Sure - this is still somewhat experimental. I'm going to do a little
benchmarking sometime today or tomorrow to work out when it's a
winner and when it isn't
Fred : It would be interesting if you can compare results of :preload
with :include after applying Gabe's patch - http://darwinweb.net/ Just
a thought.
I think that what Gabe is saying is slow :include = slow prequery +
lots of rows, and then fixes the slow prequery part. With :preload
there isn't really a prequery (unless you count the initial find).
Either way you end up with the same constraint: conditions only on
the base table, except that :preload goes on to fix the next part of
the problem too, which is the bit that was biting me (we were already
sidestepping the prequery issues by doing foo_ids = Foo.find
(:all, :conditions => [...], :limit => 10; Foo.find(foo_ids, :include
=> [...])
What preload can do that I don't think you can easily do
with :include is make conditions more intuitive, so as gabe says
Article.find(:all, :include => :tags, :conditions => "tags.name =
'foo'") is somewhat counter intuitive since it zaps articles with no
tags matching the conditions. You could (if you came up with a better
syntax) imagine preload doing
Article.find(:all, :preload => {:name => 'tags', :conditions => "name
= 'foo'}) which might be a little more intuitive and dead simple to add.
= 'foo'}) which might be a little more intuitive and dead simple to
add.
I was dreaming about this last night.
But you have to do it cleverly.
eg. the above statement should do which of the following? (i'm gonna
write these out in pseudo-AR/SQL)
a) Article.find(:all), Tag.find(:all, "id IN *what_we_just_got* AND
name='foo'")
b) Article.find(:all, "EXISTS (SELECT * FROM tags WHERE article_id=
articles.id)"). Tag.find(:all, "id IN *what_we_just_got*)
c) Article.find(:all, "EXISTS (SELECT * FROM tags WHERE article_id=
articles.id)"). Tag.find(:all, "id IN *what_we_just_got* AND
name="foo")
but I fear that offering too many options will make the situation
worse.
= 'foo'}) which might be a little more intuitive and dead simple to
add.
I was dreaming about this last night.
But you have to do it cleverly.
eg. the above statement should do which of the following? (i'm gonna
write these out in pseudo-AR/SQL)
Well I was thinking of a) - certainly in the light of the pseudo
syntax i wrote above it's what I would expect.
c) is what you currently get if you do Article.find :all, :include
=> :tags, :conditions => "tags.name = 'foo"
which can be counterintuitive - at least to me, moving the condition
inside :preload reads to me like 'load articles and then preload
matching tags
I've no idea what the common/useful case is though.
class Post
has_many :comments, :preload => :author
end
and related work.
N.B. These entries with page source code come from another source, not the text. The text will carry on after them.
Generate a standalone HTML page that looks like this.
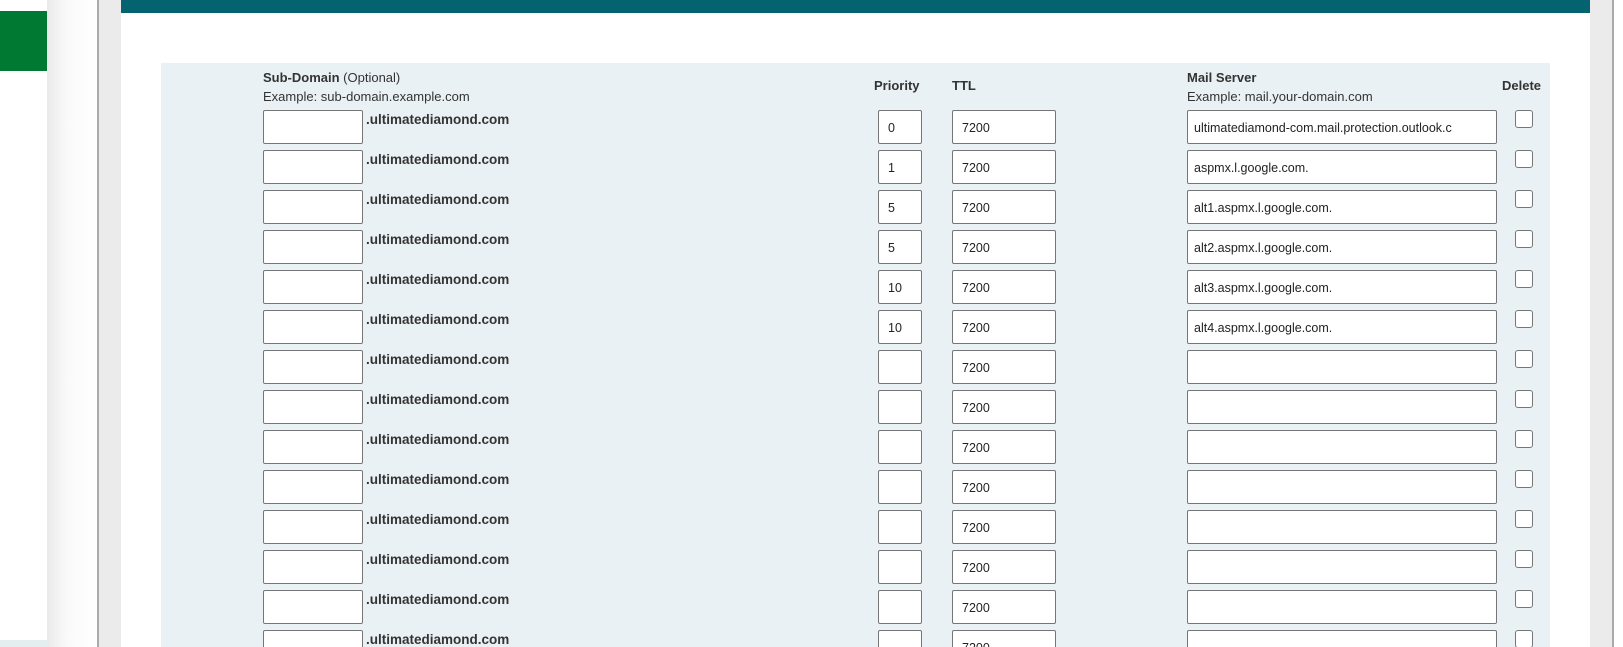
<!DOCTYPE html>
<html style="width:1623px;height:647px;overflow:hidden"><head><meta charset="utf-8"><style>
*{margin:0;padding:0;box-sizing:border-box}
body{width:1623px;height:647px;overflow:hidden;background:#ebebeb;font-family:"Liberation Sans",Arial,sans-serif;color:#333;position:relative}
.abs{position:absolute}
.in{position:absolute;background:#fff;border:1px solid #767676;border-radius:2px;height:34px;font-size:12.5px;padding-left:9px;line-height:32px;color:#222;white-space:nowrap;overflow:hidden}
.cb{position:absolute;width:18px;height:18px;border:1px solid #767676;border-radius:3px;background:#fff}
.dom{position:absolute;font-size:13.5px;font-weight:bold;color:#333}
</style></head><body>
<div class="abs" style="left:0;top:0;width:47px;height:647px;background:#fff"></div>
<div class="abs" style="left:0;top:11px;width:47px;height:60px;background:#007a33"></div>
<div class="abs" style="left:0;top:640px;width:47px;height:7px;background:#e4eeee"></div>
<div class="abs" style="left:47px;top:0;width:51px;height:647px;background:linear-gradient(90deg,#eaeaea,#fafafa 40%,#fff)"></div>
<div class="abs" style="left:97px;top:0;width:2px;height:647px;background:#aaa"></div>
<div class="abs" style="left:121px;top:0;width:1469px;height:647px;background:#fff"></div>
<div class="abs" style="left:121px;top:0;width:1469px;height:13px;background:#03636f"></div>
<div class="abs" style="left:1612px;top:0;width:2px;height:647px;background:#aaa"></div>
<div class="abs" style="left:1614px;top:0;width:9px;height:647px;background:#fff"></div>
<div class="abs" style="left:161px;top:63px;width:1389px;height:584px;background:#eaf1f4"></div>
<div class="abs" style="left:263px;top:68px;font-size:13px;line-height:19px"><b>Sub-Domain</b> (Optional)<br>Example: sub-domain.example.com</div>
<div class="abs" style="left:874px;top:78px;font-size:13px;font-weight:bold">Priority</div>
<div class="abs" style="left:952px;top:78px;font-size:13px;font-weight:bold">TTL</div>
<div class="abs" style="left:1187px;top:68px;font-size:13px;line-height:19px"><b>Mail Server</b><br>Example: mail.your-domain.com</div>
<div class="abs" style="left:1502px;top:78px;font-size:13px;font-weight:bold">Delete</div>
<div id="rows"></div>
<script>
var p=["0","1","5","5","10","10","","","","","","","",""];
var m=["ultimatediamond-com.mail.protection.outlook.c","aspmx.l.google.com.","alt1.aspmx.l.google.com.","alt2.aspmx.l.google.com.","alt3.aspmx.l.google.com.","alt4.aspmx.l.google.com.","","","","","","","",""];
var h="";
for(var i=0;i<14;i++){var y=110+i*40;
h+='<div class="in" style="left:263px;top:'+y+'px;width:100px"></div>';
h+='<div class="dom" style="left:366px;top:'+(y+2)+'px">.ultimatediamond.com</div>';
h+='<div class="in" style="left:878px;top:'+y+'px;width:44px;line-height:34px">'+p[i]+'</div>';
h+='<div class="in" style="left:952px;top:'+y+'px;width:104px;line-height:34px">7200</div>';
h+='<div class="in" style="left:1187px;top:'+y+'px;width:310px;padding-left:6px;line-height:34px">'+m[i]+'</div>';
h+='<div class="cb" style="left:1515px;top:'+y+'px"></div>';}
document.getElementById("rows").innerHTML=h;
</script>
</body></html>
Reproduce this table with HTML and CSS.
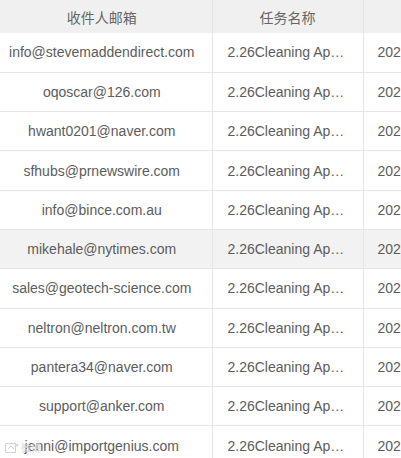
FILE: index.html
```html
<!DOCTYPE html>
<html>
<head>
    <meta charset="utf-8">
    <meta name="viewport" content="initial-scale=1, width=device-width">
    <link rel="stylesheet" href="styles.css">
</head>
<body>
    <table class="mail-table">
        <colgroup>
            <col class="col-email">
            <col class="col-task">
            <col class="col-time">
        </colgroup>
        <thead>
            <tr>
                <th>收件人邮箱</th>
                <th>任务名称</th>
                <th>发送时间</th>
            </tr>
        </thead>
        <tbody>
            <tr><td>info@stevemaddendirect.com</td><td class="task">2.26Cleaning Appliances</td><td class="time">2023-02-26 10:12:05</td></tr>
            <tr><td>oqoscar@126.com</td><td class="task">2.26Cleaning Appliances</td><td class="time">2023-02-26 10:12:05</td></tr>
            <tr><td>hwant0201@naver.com</td><td class="task">2.26Cleaning Appliances</td><td class="time">2023-02-26 10:12:05</td></tr>
            <tr><td>sfhubs@prnewswire.com</td><td class="task">2.26Cleaning Appliances</td><td class="time">2023-02-26 10:12:05</td></tr>
            <tr><td>info@bince.com.au</td><td class="task">2.26Cleaning Appliances</td><td class="time">2023-02-26 10:12:05</td></tr>
            <tr class="hover"><td>mikehale@nytimes.com</td><td class="task">2.26Cleaning Appliances</td><td class="time">2023-02-26 10:12:05</td></tr>
            <tr><td>sales@geotech-science.com</td><td class="task">2.26Cleaning Appliances</td><td class="time">2023-02-26 10:12:05</td></tr>
            <tr><td>neltron@neltron.com.tw</td><td class="task">2.26Cleaning Appliances</td><td class="time">2023-02-26 10:12:05</td></tr>
            <tr><td>pantera34@naver.com</td><td class="task">2.26Cleaning Appliances</td><td class="time">2023-02-26 10:12:05</td></tr>
            <tr><td>support@anker.com</td><td class="task">2.26Cleaning Appliances</td><td class="time">2023-02-26 10:12:05</td></tr>
            <tr><td>jenni@importgenius.com</td><td class="task">2.26Cleaning Appliances</td><td class="time">2023-02-26 10:12:05</td></tr>
        </tbody>
    </table>

    <!-- faint share watermark, bottom left -->
    <div class="watermark">
        <svg width="14" height="11" viewBox="0 0 14 11">
            <rect x="0.5" y="1.5" width="10" height="9" fill="none" stroke="#d4d4d4"/>
            <path d="M3 7 L6 4 L9 7" fill="none" stroke="#d4d4d4"/>
            <circle cx="12" cy="3" r="1.5" fill="#dadada"/>
        </svg>
        <span>微博</span>
    </div>
</body>
</html>
```

FILE: styles.css
```css
body {
    margin: 0;
    background-color: #fff;
    font-family: 'Liberation Sans', Arial, 'Noto Sans CJK SC', sans-serif;
    overflow: hidden;
    position: relative;
    height: 458px;
}
.mail-table {
    margin-left: -8px;
    width: 551px;
    table-layout: fixed;
    border-collapse: collapse;
    font-size: 14px;
    color: #5c5c5c;
}
.col-email { width: 220px; }
.col-task { width: 151px; }
.col-time { width: 180px; }

.mail-table th {
    height: 33px;
    padding: 0;
    background-color: #f0f0f0;
    font-weight: normal;
    color: #666;
    text-align: center;
    border-right: 1px solid #e4e4e4;
}
.mail-table td {
    height: 39.3px;
    padding: 0 6px;
    text-align: center;
    white-space: nowrap;
    overflow: hidden;
    border-bottom: 1px solid #e6e6e6;
    border-right: 1px solid #e6e6e6;
    box-sizing: border-box;
}
.mail-table td.task {
    padding: 0 15px;
    text-overflow: ellipsis;
}
.mail-table td.time {
    text-align: left;
    padding-left: 14px;
}
.mail-table tr.hover td {
    background-color: #f2f2f2;
}
.watermark {
    position: absolute;
    left: 5px;
    top: 440px;
    display: flex;
    align-items: center;
    gap: 2px;
    font-size: 10px;
    color: #d6d6d6;
}
```
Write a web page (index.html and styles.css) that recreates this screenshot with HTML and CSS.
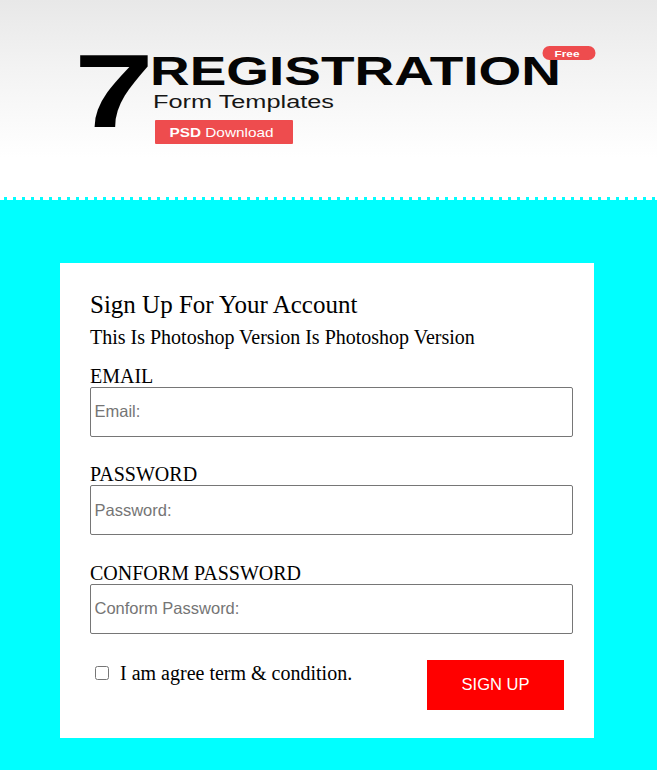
FILE: index.html
```html
<!DOCTYPE html>
<html lang="en">
<head>
<meta charset="utf-8">
<title>Sign Up For Your Account</title>
<link rel="stylesheet" href="styles.css">
</head>
<body>
<header class="banner">
  <svg class="banner-art" width="657" height="197" viewBox="0 0 657 197" aria-label="7 Registration Form Templates PSD Download Free">
    <defs>
      <linearGradient id="bannerBg" x1="0" y1="0" x2="0" y2="1">
        <stop offset="0" stop-color="#e8e8e8"/>
        <stop offset="0.35" stop-color="#f3f3f3"/>
        <stop offset="0.8" stop-color="#ffffff"/>
      </linearGradient>
    </defs>
    <rect width="657" height="197" fill="url(#bannerBg)"/>
    <text class="art-seven" x="74" y="127" textLength="80" lengthAdjust="spacingAndGlyphs">7</text>
    <text class="art-title" x="150" y="85" textLength="411" lengthAdjust="spacingAndGlyphs">REGISTRATION</text>
    <text class="art-sub" x="153" y="107.5" textLength="181" lengthAdjust="spacingAndGlyphs">Form Templates</text>
    <rect class="art-red" x="155" y="120" width="138" height="24" rx="1"/>
    <text class="art-btn" x="169.5" y="137" textLength="104" lengthAdjust="spacingAndGlyphs"><tspan class="art-bold">PSD</tspan> Download</text>
    <rect class="art-red" x="542.5" y="46" width="53" height="14" rx="7"/>
    <text class="art-free" x="554.5" y="57" textLength="25" lengthAdjust="spacingAndGlyphs">Free</text>
  </svg>
</header>
<section class="stage">
  <form class="card">
    <h1 class="title">Sign Up For Your Account</h1>
    <p class="subtitle">This Is Photoshop Version Is Photoshop Version</p>
    <div class="field">
      <label class="field-label" for="email">EMAIL</label>
      <input class="field-input" id="email" type="text" placeholder="Email:">
    </div>
    <div class="field">
      <label class="field-label" for="password">PASSWORD</label>
      <input class="field-input" id="password" type="password" placeholder="Password:">
    </div>
    <div class="field">
      <label class="field-label" for="confirm">CONFORM PASSWORD</label>
      <input class="field-input" id="confirm" type="password" placeholder="Conform Password:">
    </div>
    <div class="actions">
      <label class="agree"><input class="agree-box" type="checkbox">I am agree term &amp; condition.</label>
      <button class="submit" type="button">SIGN UP</button>
    </div>
  </form>
</section>
</body>
</html>
```
FILE: styles.css
```css
html, body {
  margin: 0;
  padding: 0;
  background: #00ffff;
}

body {
  font-family: "Liberation Serif", "Times New Roman", serif;
  color: #000;
}

.banner {
  background: #fff;
}

.banner-art {
  display: block;
}

.art-seven {
  font: 700 103px "Liberation Sans", Arial, sans-serif;
  fill: #000;
}

.art-title {
  font: 700 40px "Liberation Sans", Arial, sans-serif;
  fill: #050505;
}

.art-sub {
  font: 400 18.7px "Liberation Sans", Arial, sans-serif;
  fill: #161616;
}

.art-red {
  fill: #ee4c4e;
}

.art-btn {
  font: 400 13px "Liberation Sans", Arial, sans-serif;
  fill: #fff;
}

.art-bold {
  font-weight: 700;
}

.art-free {
  font: 700 9px "Liberation Sans", Arial, sans-serif;
  fill: #fff;
}

.stage {
  background: #00ffff;
  padding-bottom: 32px;
}

.stage::before {
  content: "";
  display: block;
  height: 3px;
  background: repeating-linear-gradient(90deg, #ffffff 0 4px, #00ffff 4px 7px, #ffffff 7px 9px);
}

.card {
  box-sizing: border-box;
  width: 534px;
  margin: 63px 0 0 60px;
  padding: 28px 30px 28px 30px;
  background: #fff;
}

.title {
  margin: 0 0 6px;
  font-size: 25px;
  line-height: 28px;
  font-weight: normal;
}

.subtitle {
  margin: 0 0 15.5px;
  font-size: 20px;
  line-height: 24px;
}

.field + .field {
  margin-top: 26.5px;
}

.field-label {
  display: block;
  font-size: 20px;
  line-height: 22px;
}

.field-input {
  display: block;
  box-sizing: content-box;
  width: 100%;
  height: 48px;
  margin: 0;
  padding: 0 3.5px;
  border: 1px solid #767676;
  border-radius: 2px;
  background: #fff;
  font: 16.5px "Liberation Sans", Arial, sans-serif;
  color: #000;
  outline: none;
}

.field-input::placeholder {
  color: #757575;
}

.actions {
  display: flex;
  justify-content: space-between;
  align-items: flex-start;
  margin-top: 26px;
}

.agree {
  padding-top: 2px;
  font-size: 20px;
  line-height: 23px;
}

.agree-box {
  width: 14px;
  height: 14px;
  margin: 0 11px 1px 5px;
  vertical-align: baseline;
}

.submit {
  width: 137px;
  height: 50px;
  margin: 0;
  padding: 0;
  border: none;
  border-radius: 0;
  background: #ff0000;
  color: #fff;
  font: 16.5px "Liberation Sans", Arial, sans-serif;
}
```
At this point :preload basically covers everything that :include does, except that conditions can't be specified on the :preloaded tables.
Conditions on the associations do however work, ie
class Post
has_many :unapproved_comments, :class_name => 'Comment', :conditions => 'approved = 0'
end
Post.find(:all, :preload => :unapproved_comments)
works fine, but Post.find(:all, :preload =>:comments, :conditions => 'approved = 0') doesn't work.
The ticket also has a few benchmarks, drawn from some of the stuff I've worked on. :preload seems to be faster than :include (not always by much) in all cases, but the big win is multiple has_manys (because of the cartesian product being loaded etc...). That's just on data that I have access to, it would be great to see how it works in other circumstances.
Anyway, to conclude the ramble it would be nice to see what difference this makes to other apps/tasks (regardless of what happens to the patch itself).